* start Data extract *

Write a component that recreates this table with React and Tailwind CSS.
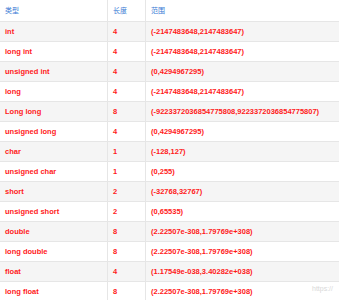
import React from 'react'

const rows = [
  ['int', '4', '(-2147483648,2147483647)'],
  ['long int', '4', '(-2147483648,2147483647)'],
  ['unsigned int', '4', '(0,4294967295)'],
  ['long', '4', '(-2147483648,2147483647)'],
  ['Long long', '8', '(-9223372036854775808,9223372036854775807)'],
  ['unsigned long', '4', '(0,4294967295)'],
  ['char', '1', '(-128,127)'],
  ['unsigned char', '1', '(0,255)'],
  ['short', '2', '(-32768,32767)'],
  ['unsigned short', '2', '(0,65535)'],
  ['double', '8', '(2.22507e-308,1.79769e+308)'],
  ['long double', '8', '(2.22507e-308,1.79769e+308)'],
  ['float', '4', '(1.17549e-038,3.40282e+038)'],
  ['long float', '8', '(2.22507e-308,1.79769e+308)'],
]

export default function App() {
  return (
    <div className="relative w-[339px] h-[300px] overflow-hidden bg-white font-['Liberation_Sans','Noto_Sans_CJK_SC',sans-serif]">
      {/* header */}
      <div className="flex h-[22px] border-b border-[#e6e6e6] text-[7px] text-[#3a7bd5] font-['Noto_Sans_CJK_SC',sans-serif]">
        <div className="w-[108px] border-r border-[#e6e6e6] pl-[5px] flex items-center">类型</div>
        <div className="w-[38px] border-r border-[#e6e6e6] pl-[5px] flex items-center">长度</div>
        <div className="flex-1 pl-[5px] flex items-center">范围</div>
      </div>

      {/* body */}
      {rows.map(([type, size, range], i) => (
        <div
          key={type}
          className={`flex h-[20px] border-b border-[#e6e6e6] text-[7.5px] font-bold text-[#ff1a1a] ${
            i % 2 === 0 ? 'bg-[#f5f5f5]' : 'bg-white'
          }`}
        >
          <div className="w-[108px] border-r border-[#e6e6e6] pl-[5px] flex items-center">{type}</div>
          <div className="w-[38px] border-r border-[#e6e6e6] pl-[5px] flex items-center">{size}</div>
          <div className="flex-1 pl-[5px] flex items-center whitespace-nowrap">{range}</div>
        </div>
      ))}

      {/* watermark */}
      <div className="absolute right-[6px] bottom-[6px] text-[7px] text-[#d8d8d8]">https://</div>
    </div>
  )
}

* end Data extract *

Everything from the top line of the data down to and including the line with "import React from 'react'" is to be copied, except the pictures.

— Complete output —
Write a component that recreates this table with React and Tailwind CSS.
import React from 'react'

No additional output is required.